### Aim of the task
Go through the lines below. Copy those with "screenshot".

### Records
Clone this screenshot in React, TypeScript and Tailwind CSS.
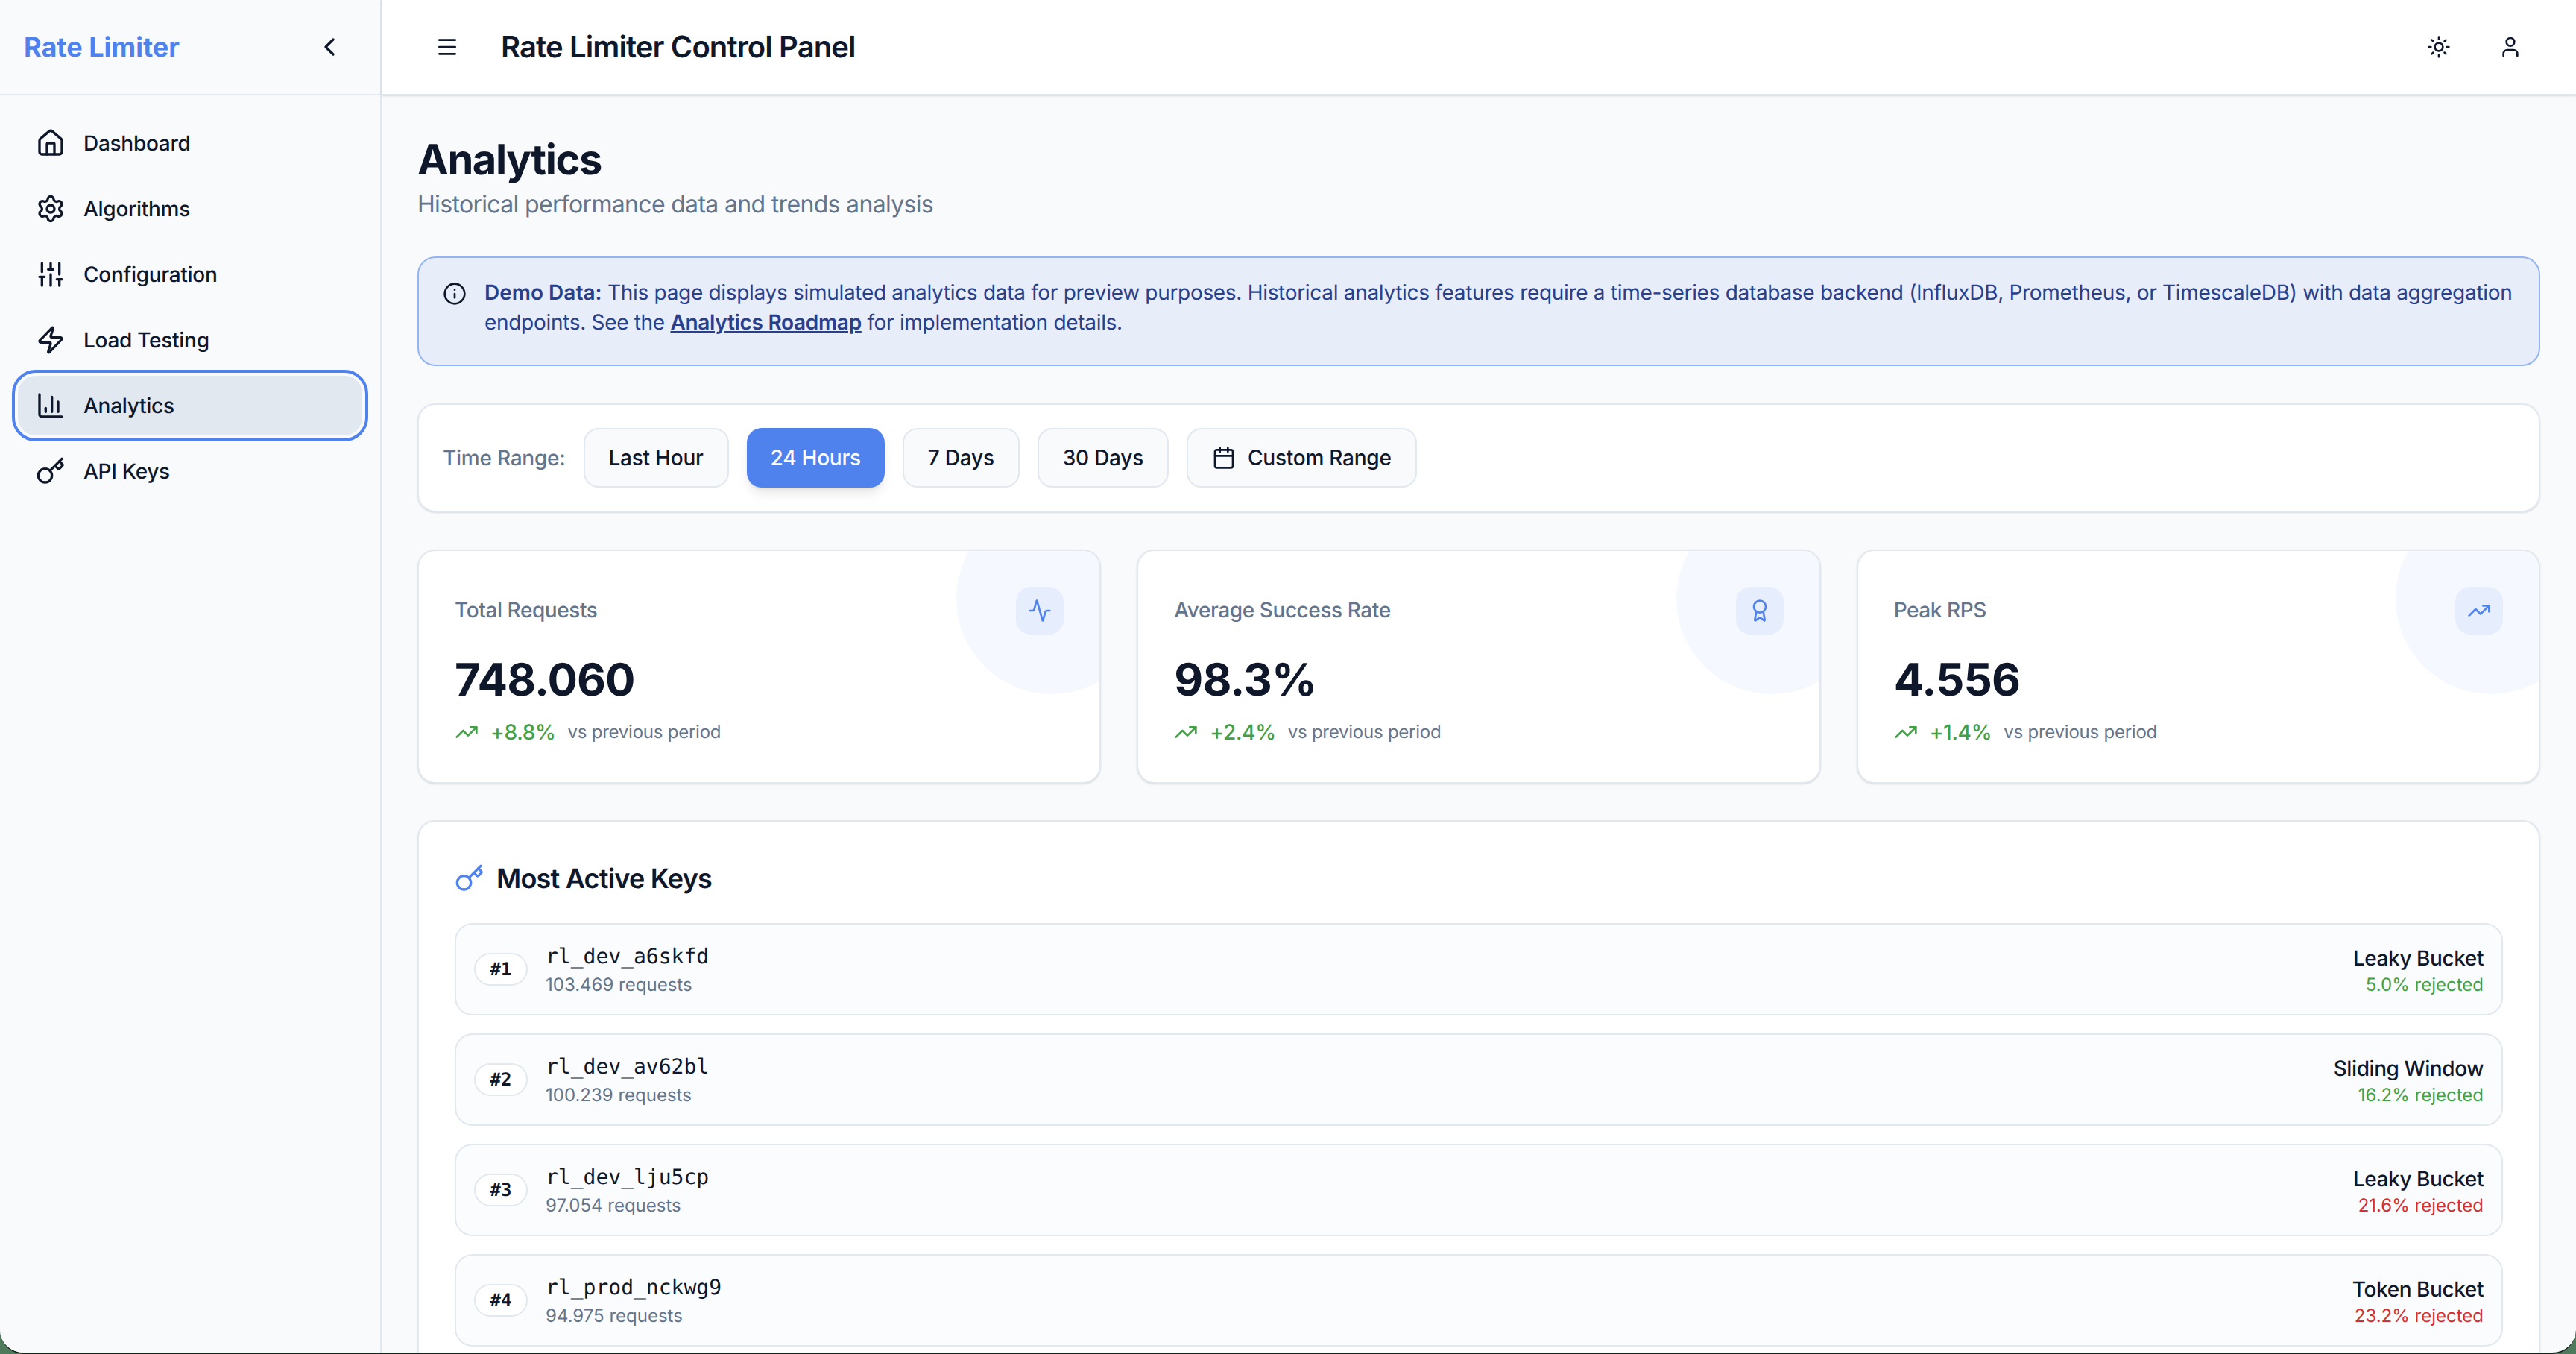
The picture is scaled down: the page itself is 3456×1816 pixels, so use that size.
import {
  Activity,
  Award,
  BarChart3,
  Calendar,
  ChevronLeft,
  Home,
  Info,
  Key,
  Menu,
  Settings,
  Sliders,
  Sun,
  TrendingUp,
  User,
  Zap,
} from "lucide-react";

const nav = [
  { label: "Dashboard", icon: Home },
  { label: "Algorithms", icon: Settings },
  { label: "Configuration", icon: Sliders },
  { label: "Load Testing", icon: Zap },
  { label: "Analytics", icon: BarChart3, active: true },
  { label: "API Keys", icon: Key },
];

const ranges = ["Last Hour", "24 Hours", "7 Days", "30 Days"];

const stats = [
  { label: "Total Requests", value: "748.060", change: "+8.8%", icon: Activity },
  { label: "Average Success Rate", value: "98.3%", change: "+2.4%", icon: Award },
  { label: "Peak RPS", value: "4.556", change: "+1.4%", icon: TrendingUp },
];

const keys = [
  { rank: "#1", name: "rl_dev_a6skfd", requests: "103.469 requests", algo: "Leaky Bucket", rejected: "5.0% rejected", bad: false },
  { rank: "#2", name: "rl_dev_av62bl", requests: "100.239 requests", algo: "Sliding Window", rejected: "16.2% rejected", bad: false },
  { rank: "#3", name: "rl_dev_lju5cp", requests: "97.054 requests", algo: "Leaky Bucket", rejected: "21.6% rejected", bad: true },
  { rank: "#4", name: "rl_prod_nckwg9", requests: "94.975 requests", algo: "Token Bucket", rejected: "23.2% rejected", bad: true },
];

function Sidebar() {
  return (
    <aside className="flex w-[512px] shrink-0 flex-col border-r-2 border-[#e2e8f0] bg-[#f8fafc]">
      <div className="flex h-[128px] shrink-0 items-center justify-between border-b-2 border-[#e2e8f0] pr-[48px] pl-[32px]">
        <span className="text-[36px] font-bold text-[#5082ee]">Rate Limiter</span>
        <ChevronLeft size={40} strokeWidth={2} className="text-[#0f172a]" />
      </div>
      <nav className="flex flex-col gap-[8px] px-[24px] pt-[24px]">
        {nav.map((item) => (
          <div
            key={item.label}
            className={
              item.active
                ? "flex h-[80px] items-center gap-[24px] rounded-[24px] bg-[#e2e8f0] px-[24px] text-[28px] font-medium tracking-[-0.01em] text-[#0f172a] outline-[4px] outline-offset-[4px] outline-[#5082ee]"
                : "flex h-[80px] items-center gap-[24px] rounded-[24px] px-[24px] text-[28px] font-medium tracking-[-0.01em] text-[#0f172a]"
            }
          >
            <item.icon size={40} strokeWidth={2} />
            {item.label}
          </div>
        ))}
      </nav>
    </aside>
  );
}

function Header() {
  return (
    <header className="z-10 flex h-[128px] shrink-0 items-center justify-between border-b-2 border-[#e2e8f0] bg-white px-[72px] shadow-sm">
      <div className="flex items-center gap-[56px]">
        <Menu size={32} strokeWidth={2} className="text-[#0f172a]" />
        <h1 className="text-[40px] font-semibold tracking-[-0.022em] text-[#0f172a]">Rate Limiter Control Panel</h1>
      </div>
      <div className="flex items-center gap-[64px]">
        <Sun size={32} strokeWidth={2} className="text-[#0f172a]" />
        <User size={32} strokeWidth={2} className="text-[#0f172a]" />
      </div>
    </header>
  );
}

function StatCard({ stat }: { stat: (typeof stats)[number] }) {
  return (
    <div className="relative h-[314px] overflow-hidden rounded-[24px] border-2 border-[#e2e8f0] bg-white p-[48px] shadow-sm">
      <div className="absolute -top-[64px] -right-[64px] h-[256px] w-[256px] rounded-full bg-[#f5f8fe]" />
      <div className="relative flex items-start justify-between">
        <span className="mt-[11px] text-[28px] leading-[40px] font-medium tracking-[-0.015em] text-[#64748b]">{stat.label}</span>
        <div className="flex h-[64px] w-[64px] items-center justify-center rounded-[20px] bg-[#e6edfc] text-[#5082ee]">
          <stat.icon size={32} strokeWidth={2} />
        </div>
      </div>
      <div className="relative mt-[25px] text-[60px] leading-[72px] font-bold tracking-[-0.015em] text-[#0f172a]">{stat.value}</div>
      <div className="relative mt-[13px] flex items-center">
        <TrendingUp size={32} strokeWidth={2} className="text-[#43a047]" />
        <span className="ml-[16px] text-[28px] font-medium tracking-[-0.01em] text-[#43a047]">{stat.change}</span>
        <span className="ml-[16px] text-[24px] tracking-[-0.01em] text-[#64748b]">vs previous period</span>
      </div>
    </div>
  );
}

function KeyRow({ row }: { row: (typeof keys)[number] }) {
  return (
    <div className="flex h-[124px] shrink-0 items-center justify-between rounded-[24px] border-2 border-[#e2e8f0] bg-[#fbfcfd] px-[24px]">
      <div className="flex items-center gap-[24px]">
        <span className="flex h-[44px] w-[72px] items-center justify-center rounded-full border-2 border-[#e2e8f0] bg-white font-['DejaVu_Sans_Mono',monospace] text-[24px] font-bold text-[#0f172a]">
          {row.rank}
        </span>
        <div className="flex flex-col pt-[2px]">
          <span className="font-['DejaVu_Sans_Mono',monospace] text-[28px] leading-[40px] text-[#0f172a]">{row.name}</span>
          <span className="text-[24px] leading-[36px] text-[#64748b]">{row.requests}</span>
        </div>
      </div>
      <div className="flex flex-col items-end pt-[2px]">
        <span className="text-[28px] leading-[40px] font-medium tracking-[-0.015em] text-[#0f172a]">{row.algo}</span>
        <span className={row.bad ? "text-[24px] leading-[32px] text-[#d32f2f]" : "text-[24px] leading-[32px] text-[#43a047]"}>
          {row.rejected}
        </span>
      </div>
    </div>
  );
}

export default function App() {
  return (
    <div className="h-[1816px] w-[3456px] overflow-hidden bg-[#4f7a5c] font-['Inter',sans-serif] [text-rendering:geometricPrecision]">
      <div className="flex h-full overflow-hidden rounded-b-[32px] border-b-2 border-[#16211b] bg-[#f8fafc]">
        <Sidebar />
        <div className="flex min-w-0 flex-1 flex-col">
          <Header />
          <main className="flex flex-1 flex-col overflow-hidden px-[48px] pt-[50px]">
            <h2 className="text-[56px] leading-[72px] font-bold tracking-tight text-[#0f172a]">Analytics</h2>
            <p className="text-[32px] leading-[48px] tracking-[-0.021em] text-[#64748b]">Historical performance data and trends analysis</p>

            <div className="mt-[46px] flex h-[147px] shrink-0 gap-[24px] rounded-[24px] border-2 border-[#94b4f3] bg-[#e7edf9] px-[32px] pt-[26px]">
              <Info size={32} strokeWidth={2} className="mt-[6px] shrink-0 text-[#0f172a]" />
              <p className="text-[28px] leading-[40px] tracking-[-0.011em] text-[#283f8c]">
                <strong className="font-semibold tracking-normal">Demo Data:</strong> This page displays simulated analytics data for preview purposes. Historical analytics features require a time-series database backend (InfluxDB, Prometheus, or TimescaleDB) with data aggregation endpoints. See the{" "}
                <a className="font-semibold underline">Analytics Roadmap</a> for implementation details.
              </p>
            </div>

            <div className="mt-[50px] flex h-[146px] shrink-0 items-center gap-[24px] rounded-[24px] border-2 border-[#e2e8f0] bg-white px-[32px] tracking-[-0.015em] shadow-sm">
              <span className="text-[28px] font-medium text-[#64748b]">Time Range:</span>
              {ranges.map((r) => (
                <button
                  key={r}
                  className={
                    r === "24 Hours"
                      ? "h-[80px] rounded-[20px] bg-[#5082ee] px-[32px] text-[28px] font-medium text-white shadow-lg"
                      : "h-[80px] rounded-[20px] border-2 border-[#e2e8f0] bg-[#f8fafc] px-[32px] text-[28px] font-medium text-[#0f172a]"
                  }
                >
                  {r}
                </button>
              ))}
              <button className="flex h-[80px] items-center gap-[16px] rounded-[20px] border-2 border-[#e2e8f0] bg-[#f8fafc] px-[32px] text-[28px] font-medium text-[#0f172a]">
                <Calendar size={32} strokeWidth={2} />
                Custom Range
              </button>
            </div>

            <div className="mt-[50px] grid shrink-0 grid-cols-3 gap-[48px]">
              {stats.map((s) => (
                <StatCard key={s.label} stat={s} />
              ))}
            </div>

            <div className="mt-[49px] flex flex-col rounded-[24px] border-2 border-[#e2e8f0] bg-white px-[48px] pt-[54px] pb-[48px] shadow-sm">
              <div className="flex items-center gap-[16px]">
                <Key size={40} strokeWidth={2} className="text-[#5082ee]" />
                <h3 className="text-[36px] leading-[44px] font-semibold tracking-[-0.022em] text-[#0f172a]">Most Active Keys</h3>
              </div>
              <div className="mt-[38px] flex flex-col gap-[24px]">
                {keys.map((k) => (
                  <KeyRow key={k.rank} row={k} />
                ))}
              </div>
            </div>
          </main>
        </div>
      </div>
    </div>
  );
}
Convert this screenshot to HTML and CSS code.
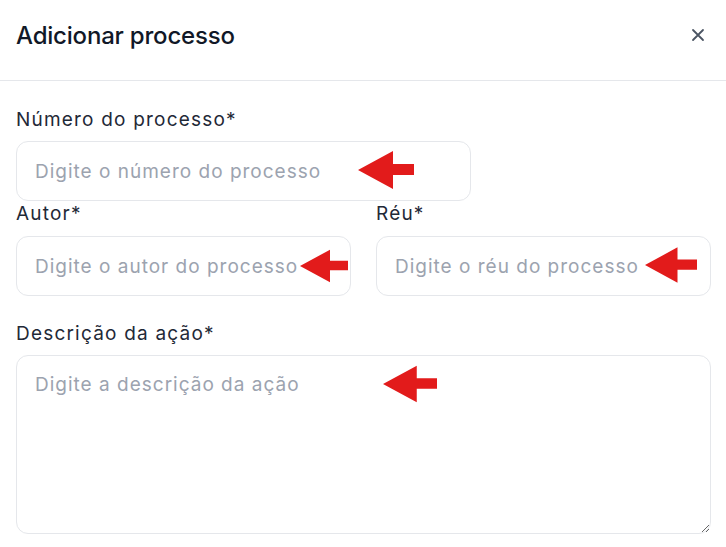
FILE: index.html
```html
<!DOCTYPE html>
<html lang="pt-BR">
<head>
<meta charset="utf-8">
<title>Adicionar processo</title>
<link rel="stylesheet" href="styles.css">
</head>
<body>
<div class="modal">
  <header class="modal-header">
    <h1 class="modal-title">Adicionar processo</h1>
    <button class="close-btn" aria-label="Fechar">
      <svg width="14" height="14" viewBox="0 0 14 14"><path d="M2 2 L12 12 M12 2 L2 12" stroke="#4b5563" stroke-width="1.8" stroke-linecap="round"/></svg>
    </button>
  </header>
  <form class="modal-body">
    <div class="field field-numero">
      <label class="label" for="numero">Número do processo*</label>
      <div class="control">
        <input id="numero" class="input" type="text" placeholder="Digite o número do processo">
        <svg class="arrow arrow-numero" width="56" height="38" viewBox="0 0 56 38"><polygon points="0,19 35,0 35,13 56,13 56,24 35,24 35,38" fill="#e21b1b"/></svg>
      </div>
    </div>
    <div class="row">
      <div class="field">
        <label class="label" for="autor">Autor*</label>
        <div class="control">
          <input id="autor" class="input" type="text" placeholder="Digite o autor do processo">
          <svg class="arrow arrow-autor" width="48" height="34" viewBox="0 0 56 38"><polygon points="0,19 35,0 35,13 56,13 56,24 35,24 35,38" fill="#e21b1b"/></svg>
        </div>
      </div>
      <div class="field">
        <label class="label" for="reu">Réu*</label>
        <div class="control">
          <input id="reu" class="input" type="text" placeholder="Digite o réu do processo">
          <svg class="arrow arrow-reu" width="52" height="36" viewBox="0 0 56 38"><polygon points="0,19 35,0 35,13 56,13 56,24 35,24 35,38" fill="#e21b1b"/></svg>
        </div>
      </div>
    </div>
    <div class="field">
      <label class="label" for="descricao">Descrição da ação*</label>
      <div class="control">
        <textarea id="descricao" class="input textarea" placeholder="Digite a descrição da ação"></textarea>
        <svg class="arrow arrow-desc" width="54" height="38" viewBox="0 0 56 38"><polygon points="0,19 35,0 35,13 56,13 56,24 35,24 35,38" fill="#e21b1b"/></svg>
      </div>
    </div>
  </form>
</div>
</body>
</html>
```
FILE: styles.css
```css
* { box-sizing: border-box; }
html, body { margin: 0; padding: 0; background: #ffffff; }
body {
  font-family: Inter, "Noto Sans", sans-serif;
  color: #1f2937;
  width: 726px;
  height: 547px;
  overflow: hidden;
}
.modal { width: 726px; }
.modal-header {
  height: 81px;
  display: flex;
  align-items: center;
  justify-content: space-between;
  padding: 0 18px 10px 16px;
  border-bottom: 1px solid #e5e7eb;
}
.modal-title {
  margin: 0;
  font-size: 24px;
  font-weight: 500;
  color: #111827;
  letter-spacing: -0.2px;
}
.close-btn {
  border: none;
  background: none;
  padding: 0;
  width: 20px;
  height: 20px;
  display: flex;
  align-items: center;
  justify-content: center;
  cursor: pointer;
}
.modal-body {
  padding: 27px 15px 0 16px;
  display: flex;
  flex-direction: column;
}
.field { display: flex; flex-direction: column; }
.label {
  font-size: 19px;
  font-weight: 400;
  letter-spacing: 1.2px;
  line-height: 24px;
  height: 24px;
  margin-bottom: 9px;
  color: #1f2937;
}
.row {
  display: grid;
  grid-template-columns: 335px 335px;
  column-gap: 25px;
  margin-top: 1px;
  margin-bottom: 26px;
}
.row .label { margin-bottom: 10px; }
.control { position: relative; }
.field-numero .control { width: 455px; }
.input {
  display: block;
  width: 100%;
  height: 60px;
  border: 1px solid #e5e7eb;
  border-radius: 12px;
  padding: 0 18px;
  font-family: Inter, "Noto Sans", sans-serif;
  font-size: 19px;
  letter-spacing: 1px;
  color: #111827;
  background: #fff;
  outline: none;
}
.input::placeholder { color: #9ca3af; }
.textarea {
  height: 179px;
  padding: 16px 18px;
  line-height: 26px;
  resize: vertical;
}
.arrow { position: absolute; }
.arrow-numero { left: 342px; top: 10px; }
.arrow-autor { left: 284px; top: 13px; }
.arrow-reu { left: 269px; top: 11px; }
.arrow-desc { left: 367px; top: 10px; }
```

### Answer to the problem
Clone this screenshot in React, TypeScript and Tailwind CSS.
Convert this screenshot to HTML and CSS code.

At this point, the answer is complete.